- [STATED GOAL]
Word for word, print each line of the listing below; pictures stay out.
------------------------------------------------
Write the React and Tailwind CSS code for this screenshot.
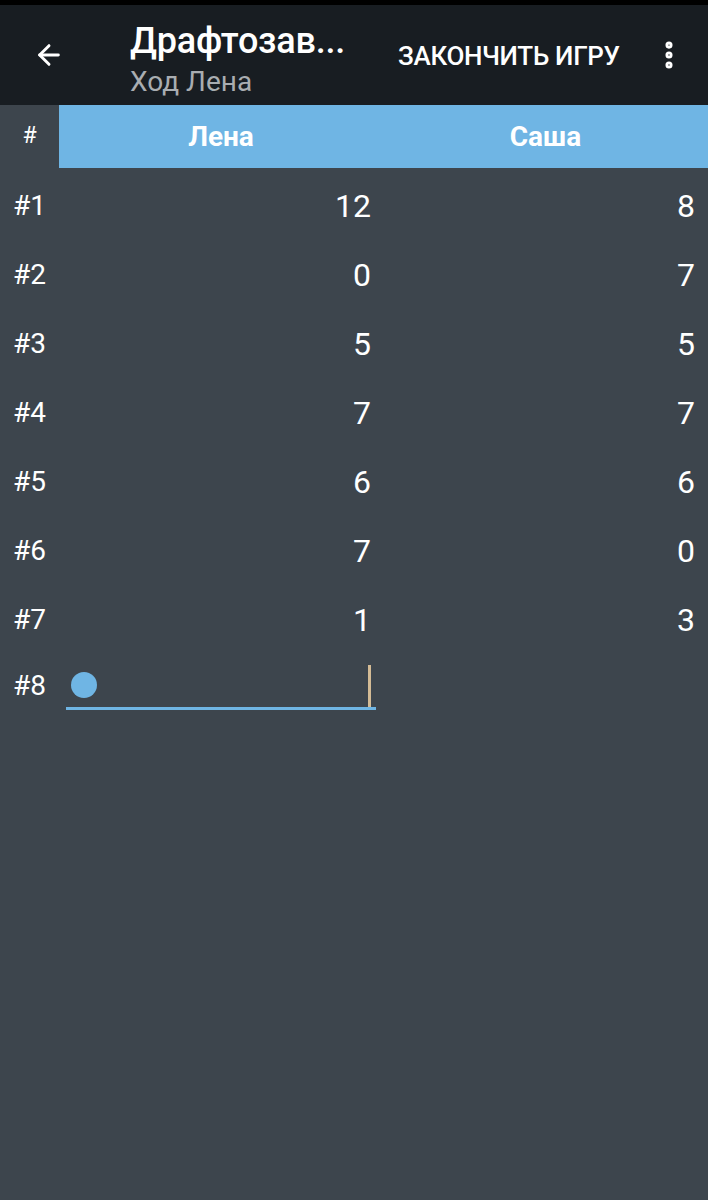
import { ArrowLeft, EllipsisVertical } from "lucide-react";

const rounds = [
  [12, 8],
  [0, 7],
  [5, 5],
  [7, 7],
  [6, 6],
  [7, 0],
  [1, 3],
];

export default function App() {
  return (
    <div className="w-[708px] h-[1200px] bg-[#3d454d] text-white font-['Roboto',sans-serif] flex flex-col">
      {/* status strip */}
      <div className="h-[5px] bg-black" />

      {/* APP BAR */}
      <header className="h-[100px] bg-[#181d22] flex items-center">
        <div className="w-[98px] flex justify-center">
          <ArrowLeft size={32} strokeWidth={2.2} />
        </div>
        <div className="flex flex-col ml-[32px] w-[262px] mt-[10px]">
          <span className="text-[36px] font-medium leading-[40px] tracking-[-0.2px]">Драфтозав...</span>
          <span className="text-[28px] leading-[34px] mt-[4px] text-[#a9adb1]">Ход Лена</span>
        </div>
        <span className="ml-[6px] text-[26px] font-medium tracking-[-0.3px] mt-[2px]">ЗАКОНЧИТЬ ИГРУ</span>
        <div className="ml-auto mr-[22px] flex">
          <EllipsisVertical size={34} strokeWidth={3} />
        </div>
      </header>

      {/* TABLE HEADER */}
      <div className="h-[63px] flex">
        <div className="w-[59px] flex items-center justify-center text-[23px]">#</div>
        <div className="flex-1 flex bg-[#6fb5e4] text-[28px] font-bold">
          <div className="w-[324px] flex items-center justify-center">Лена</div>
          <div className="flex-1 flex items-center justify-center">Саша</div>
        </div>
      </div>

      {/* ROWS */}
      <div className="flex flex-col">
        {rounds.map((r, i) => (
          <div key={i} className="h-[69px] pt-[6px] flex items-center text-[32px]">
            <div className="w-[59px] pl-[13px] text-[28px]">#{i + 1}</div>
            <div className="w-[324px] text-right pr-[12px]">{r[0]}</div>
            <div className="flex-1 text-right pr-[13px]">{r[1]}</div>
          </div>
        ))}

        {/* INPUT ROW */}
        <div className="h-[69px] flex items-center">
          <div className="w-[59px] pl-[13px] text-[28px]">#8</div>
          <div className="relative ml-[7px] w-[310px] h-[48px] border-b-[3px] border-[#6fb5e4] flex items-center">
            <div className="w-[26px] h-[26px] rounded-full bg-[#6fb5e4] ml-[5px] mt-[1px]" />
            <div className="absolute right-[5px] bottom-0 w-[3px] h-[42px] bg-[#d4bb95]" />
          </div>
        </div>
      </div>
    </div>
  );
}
------------------------------------------------
- [EXERCISE ANSWER]
Write the React and Tailwind CSS code for this screenshot.
import { ArrowLeft, EllipsisVertical } from "lucide-react";

const rounds = [
  [12, 8],
  [0, 7],
  [5, 5],
  [7, 7],
  [6, 6],
  [7, 0],
  [1, 3],
];

export default function App() {
  return (
    <div className="w-[708px] h-[1200px] bg-[#3d454d] text-white font-['Roboto',sans-serif] flex flex-col">
      {/* status strip */}
      <div className="h-[5px] bg-black" />

      {/* APP BAR */}
      <header className="h-[100px] bg-[#181d22] flex items-center">
        <div className="w-[98px] flex justify-center">
          <ArrowLeft size={32} strokeWidth={2.2} />
        </div>
        <div className="flex flex-col ml-[32px] w-[262px] mt-[10px]">
          <span className="text-[36px] font-medium leading-[40px] tracking-[-0.2px]">Драфтозав...</span>
          <span className="text-[28px] leading-[34px] mt-[4px] text-[#a9adb1]">Ход Лена</span>
        </div>
        <span className="ml-[6px] text-[26px] font-medium tracking-[-0.3px] mt-[2px]">ЗАКОНЧИТЬ ИГРУ</span>
        <div className="ml-auto mr-[22px] flex">
          <EllipsisVertical size={34} strokeWidth={3} />
        </div>
      </header>

      {/* TABLE HEADER */}
      <div className="h-[63px] flex">
        <div className="w-[59px] flex items-center justify-center text-[23px]">#</div>
        <div className="flex-1 flex bg-[#6fb5e4] text-[28px] font-bold">
          <div className="w-[324px] flex items-center justify-center">Лена</div>
          <div className="flex-1 flex items-center justify-center">Саша</div>
        </div>
      </div>

      {/* ROWS */}
      <div className="flex flex-col">
        {rounds.map((r, i) => (
          <div key={i} className="h-[69px] pt-[6px] flex items-center text-[32px]">
            <div className="w-[59px] pl-[13px] text-[28px]">#{i + 1}</div>
            <div className="w-[324px] text-right pr-[12px]">{r[0]}</div>
            <div className="flex-1 text-right pr-[13px]">{r[1]}</div>
          </div>
        ))}

        {/* INPUT ROW */}
        <div className="h-[69px] flex items-center">
          <div className="w-[59px] pl-[13px] text-[28px]">#8</div>
          <div className="relative ml-[7px] w-[310px] h-[48px] border-b-[3px] border-[#6fb5e4] flex items-center">
            <div className="w-[26px] h-[26px] rounded-full bg-[#6fb5e4] ml-[5px] mt-[1px]" />
            <div className="absolute right-[5px] bottom-0 w-[3px] h-[42px] bg-[#d4bb95]" />
          </div>
        </div>
      </div>
    </div>
  );
}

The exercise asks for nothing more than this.